-- Work instructions --
Your task is to reproduce, verbatim and without pictures, the lines from the opening of the listing through the line containing "padding: 14px 22px;".

-- Information provided --
* * * *

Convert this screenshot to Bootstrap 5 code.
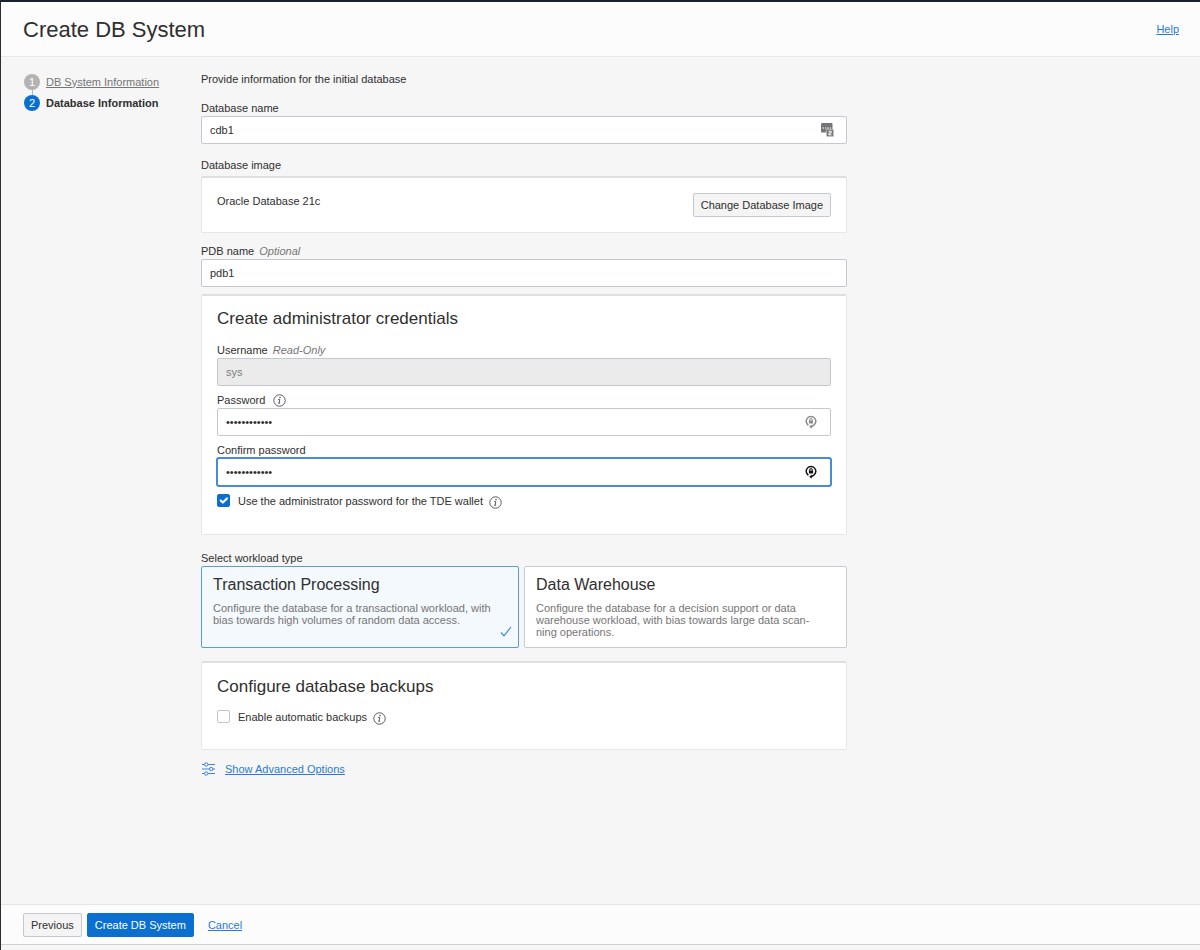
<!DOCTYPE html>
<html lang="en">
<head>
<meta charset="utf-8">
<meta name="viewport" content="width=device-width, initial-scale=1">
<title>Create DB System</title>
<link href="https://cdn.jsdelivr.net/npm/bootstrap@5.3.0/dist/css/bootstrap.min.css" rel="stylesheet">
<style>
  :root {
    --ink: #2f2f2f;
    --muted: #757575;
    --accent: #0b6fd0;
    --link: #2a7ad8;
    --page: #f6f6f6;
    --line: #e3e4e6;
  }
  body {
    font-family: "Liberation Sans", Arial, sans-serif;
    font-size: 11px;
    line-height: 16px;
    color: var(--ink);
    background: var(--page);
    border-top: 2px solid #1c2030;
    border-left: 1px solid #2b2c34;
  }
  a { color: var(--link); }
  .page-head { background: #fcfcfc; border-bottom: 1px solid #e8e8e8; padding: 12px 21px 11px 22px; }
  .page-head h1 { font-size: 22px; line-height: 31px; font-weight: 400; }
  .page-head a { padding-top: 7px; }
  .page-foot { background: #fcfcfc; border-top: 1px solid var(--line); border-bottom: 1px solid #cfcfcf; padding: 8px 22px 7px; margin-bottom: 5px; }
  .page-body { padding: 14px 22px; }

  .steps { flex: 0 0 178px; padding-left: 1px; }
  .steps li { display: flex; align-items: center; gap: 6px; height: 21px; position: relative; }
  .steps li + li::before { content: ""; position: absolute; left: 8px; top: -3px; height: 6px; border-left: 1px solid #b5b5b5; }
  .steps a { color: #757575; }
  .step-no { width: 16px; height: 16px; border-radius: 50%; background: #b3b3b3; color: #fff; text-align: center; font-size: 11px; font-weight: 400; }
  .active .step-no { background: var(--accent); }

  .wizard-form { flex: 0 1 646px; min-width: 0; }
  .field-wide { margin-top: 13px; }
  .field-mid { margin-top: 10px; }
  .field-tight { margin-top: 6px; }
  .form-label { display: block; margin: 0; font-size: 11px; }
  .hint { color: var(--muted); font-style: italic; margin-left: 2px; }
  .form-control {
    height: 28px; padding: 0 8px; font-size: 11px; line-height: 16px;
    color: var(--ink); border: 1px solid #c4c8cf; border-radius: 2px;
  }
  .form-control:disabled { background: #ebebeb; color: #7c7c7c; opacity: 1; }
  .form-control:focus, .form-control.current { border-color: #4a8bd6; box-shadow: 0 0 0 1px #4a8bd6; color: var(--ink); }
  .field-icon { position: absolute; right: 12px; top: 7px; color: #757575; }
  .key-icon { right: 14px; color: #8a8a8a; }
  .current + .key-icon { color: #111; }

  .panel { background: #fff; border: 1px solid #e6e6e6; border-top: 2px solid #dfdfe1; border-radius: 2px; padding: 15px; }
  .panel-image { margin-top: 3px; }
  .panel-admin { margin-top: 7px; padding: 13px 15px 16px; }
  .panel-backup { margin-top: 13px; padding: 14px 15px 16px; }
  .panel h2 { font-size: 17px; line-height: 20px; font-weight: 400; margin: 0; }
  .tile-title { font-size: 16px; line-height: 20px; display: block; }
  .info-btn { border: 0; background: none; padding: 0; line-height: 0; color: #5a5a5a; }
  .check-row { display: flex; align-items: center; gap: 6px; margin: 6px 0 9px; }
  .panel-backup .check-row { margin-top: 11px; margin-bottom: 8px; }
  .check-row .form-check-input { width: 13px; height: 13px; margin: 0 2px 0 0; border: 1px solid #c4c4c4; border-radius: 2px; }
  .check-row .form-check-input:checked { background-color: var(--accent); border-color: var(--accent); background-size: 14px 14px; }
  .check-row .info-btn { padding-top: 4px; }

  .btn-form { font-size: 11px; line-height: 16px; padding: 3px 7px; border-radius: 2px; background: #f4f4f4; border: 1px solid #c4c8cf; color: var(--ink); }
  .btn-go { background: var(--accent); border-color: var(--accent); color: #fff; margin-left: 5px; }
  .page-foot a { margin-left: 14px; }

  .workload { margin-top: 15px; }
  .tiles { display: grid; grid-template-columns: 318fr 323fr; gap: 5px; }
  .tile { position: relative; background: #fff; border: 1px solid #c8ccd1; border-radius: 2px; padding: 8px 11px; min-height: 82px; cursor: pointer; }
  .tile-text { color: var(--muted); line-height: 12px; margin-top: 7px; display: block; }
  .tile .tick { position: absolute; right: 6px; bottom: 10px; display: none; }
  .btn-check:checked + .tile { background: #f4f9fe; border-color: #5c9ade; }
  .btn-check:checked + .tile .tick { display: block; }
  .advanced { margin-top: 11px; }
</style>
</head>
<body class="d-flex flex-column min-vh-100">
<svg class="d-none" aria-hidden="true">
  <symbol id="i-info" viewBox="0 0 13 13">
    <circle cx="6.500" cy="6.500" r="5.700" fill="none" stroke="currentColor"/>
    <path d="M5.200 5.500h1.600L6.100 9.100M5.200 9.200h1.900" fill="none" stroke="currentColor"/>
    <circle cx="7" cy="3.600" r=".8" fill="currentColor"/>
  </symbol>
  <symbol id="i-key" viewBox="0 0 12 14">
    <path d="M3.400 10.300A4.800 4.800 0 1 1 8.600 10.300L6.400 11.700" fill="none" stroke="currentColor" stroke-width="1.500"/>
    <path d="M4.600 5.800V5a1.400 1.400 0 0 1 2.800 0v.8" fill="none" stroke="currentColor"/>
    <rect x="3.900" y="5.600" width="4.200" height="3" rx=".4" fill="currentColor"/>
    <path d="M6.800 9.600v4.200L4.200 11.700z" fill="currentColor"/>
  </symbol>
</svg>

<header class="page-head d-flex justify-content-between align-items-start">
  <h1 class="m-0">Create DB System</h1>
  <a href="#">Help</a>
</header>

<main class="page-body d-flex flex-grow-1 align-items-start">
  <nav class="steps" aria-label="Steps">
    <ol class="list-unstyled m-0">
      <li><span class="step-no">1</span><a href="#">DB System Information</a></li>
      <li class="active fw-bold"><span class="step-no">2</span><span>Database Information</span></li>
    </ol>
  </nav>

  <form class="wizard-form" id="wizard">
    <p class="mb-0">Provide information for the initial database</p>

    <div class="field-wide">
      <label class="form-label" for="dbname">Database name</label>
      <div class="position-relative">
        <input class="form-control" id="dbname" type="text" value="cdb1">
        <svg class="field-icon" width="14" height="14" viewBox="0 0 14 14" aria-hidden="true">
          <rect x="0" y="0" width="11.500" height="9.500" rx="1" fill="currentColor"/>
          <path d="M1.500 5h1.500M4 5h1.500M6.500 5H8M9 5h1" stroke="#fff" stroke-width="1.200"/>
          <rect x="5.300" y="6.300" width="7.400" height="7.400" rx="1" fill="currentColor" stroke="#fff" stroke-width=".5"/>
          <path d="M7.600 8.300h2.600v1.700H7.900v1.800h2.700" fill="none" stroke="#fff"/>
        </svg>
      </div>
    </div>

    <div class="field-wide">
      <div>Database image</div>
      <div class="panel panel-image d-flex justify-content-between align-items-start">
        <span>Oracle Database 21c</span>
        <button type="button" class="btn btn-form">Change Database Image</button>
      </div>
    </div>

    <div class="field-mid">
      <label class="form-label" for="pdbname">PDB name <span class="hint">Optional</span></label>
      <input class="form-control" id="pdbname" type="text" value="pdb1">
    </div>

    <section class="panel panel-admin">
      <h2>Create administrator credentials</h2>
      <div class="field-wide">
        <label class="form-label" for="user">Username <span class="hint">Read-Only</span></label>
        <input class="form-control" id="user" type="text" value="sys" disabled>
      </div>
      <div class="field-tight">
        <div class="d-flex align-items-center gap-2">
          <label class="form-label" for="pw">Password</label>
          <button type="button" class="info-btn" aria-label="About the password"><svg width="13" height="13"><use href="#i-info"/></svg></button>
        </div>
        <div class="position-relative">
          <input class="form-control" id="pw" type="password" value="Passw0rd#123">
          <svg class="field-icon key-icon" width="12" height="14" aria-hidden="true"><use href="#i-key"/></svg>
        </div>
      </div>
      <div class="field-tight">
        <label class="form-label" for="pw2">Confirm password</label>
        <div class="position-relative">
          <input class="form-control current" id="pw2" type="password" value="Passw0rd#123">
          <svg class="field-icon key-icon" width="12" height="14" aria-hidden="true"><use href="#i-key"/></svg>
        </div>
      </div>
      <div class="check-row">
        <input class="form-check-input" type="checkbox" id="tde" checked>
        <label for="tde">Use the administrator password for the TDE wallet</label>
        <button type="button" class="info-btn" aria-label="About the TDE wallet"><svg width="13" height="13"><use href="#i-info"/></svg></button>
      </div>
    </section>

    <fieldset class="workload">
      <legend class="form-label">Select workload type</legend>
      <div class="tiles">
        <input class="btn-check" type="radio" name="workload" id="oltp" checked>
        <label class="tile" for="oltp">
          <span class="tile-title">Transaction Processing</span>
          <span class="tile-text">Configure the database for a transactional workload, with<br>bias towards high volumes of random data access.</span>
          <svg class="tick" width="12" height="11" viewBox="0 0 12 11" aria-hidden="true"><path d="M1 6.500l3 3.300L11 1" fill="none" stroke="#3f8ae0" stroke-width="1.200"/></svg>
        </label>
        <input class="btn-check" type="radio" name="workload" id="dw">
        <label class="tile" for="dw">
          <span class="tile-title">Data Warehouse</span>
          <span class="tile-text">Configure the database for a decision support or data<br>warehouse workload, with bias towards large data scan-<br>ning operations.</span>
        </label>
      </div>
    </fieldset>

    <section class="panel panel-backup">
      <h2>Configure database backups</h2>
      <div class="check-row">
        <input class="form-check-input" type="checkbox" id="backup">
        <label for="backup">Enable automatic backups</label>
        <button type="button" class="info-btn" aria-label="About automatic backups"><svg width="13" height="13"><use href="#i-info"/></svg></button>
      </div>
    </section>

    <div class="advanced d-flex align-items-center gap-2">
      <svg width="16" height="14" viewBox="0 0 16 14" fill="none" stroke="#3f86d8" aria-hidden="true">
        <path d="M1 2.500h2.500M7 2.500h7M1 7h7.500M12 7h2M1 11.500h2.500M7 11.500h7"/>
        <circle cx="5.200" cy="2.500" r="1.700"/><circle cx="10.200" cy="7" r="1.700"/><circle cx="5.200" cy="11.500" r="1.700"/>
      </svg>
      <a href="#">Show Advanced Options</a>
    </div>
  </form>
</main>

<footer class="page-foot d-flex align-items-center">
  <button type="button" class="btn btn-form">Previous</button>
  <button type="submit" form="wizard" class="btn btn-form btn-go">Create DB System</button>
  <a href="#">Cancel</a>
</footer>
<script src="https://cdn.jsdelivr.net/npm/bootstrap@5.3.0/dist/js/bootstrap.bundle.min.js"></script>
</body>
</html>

* * * *

-- Written solution --
Convert this screenshot to Bootstrap 5 code.
<!DOCTYPE html>
<html lang="en">
<head>
<meta charset="utf-8">
<meta name="viewport" content="width=device-width, initial-scale=1">
<title>Create DB System</title>
<link href="https://cdn.jsdelivr.net/npm/bootstrap@5.3.0/dist/css/bootstrap.min.css" rel="stylesheet">
<style>
  :root {
    --ink: #2f2f2f;
    --muted: #757575;
    --accent: #0b6fd0;
    --link: #2a7ad8;
    --page: #f6f6f6;
    --line: #e3e4e6;
  }
  body {
    font-family: "Liberation Sans", Arial, sans-serif;
    font-size: 11px;
    line-height: 16px;
    color: var(--ink);
    background: var(--page);
    border-top: 2px solid #1c2030;
    border-left: 1px solid #2b2c34;
  }
  a { color: var(--link); }
  .page-head { background: #fcfcfc; border-bottom: 1px solid #e8e8e8; padding: 12px 21px 11px 22px; }
  .page-head h1 { font-size: 22px; line-height: 31px; font-weight: 400; }
  .page-head a { padding-top: 7px; }
  .page-foot { background: #fcfcfc; border-top: 1px solid var(--line); border-bottom: 1px solid #cfcfcf; padding: 8px 22px 7px; margin-bottom: 5px; }
  .page-body { padding: 14px 22px; }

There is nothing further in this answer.